Lasagna gardening is a real method with a real process, but it only works when certain conditions are met.

In this guide, I will walk you through how lasagna gardening actually functions, why it behaves differently from regular gardening, and where expectations often break down.

By the end, you should understand the system well enough to judge it clearly.

What Is Lasagna Gardening and Why Is It Called That?

Lasagna gardening is a no-dig gardening method that builds soil by layering organic materials on top of the ground. It is also known as sheet mulching. The name comes from how the materials are stacked in layers, much like a pan of lasagna.

The key idea is simple. Instead of digging soil and mixing compost into it, you place materials in layers and let nature do the work. Over time, those layers break down and turn into usable soil.

This is different from traditional gardening in a few important ways. Traditional beds rely on existing soil structure and disturbance through digging. Lasagna gardening relies on decomposition happening in place. The soil forms gradually from the top down.

A common mistake is treating this as a trendy shortcut. It is not a hack. It is composting that happens where you plan to grow.

How Lasagna Gardening Actually Works Beneath the Surface

Cross-section of organic layers breaking down into soil over time

Lasagna gardening works because microbes break down organic matter into smaller parts. That process depends on air, moisture, and food sources staying in balance. When those conditions line up, the stacked layers slowly turn into soil.

The order of layers matters because each one affects airflow, water movement, and microbial activity. Carbon-rich layers slow breakdown but add structure, while nitrogen-rich layers speed breakdown and can cause problems if used alone.

Nothing happens automatically. Decomposition only begins when microbes can breathe, stay moist, and access both carbon and nitrogen at the same time.

What Happens to the Layers Over Time

At first, the layers stay mostly intact. Cardboard softens. Leaves compress. Fresh material heats slightly as microbes get active.

Over weeks and months, the layers settle. Air pockets shrink. Materials lose their original shape. Eventually, what was once a stack becomes a dark, crumbly mass.

This does not happen evenly. Some layers vanish faster than others. Thick or woody materials can stay recognizable for a long time.

Why Decomposition Speed Varies So Much

Breakdown speed depends on several factors working together.

  • Moisture matters because microbes need water to survive. Too dry and nothing happens. Too wet and air disappears.
  • Temperature matters because microbes slow down in cold conditions.
  • Material size matters because smaller pieces break down faster than large ones.

When any of these factors are off, the process slows or stalls.

What Materials Are Used and Why Each One Matters

Separate piles of cardboard, leaves, plant waste, and compost

Lasagna gardening relies on different materials playing different roles.

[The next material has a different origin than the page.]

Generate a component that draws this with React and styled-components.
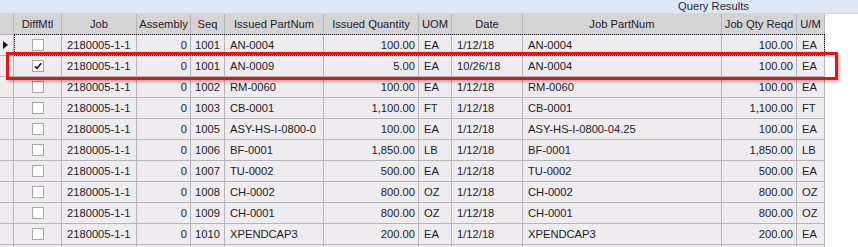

Each layer changes how the system behaves.

  • Cardboard and paper act as weed barriers and moisture regulators.
  • Brown materials provide structure and carbon.
  • Green materials provide nitrogen and energy.
  • Compost acts as an inoculant that introduces microbes.

Problems start when materials are treated as interchangeable. They are not. Dense materials can block air. Very wet materials can collapse into sludge. Woody materials break down slowly and delay soil readiness.

Carbon Layers vs. Nitrogen Layers Explained

Carbon layers include dry leaves, straw, and paper. They decompose slowly and help keep air in the system.

Nitrogen layers include fresh plant waste and manure. They decompose quickly and feed microbes.

The balance matters because too much nitrogen leads to odor and nutrient lock-up. Too much carbon leads to slow breakdown.

Why Cardboard is Used and When It Becomes a Problem

Cardboard is used because it blocks light, which suppresses weeds, and helps retain moisture near the soil surface. It also breaks down over time, feeding microbes.

Problems start when cardboard is layered too thick or left dry. In that state, it can form a dense barrier that restricts airflow and prevents water from moving through the bed.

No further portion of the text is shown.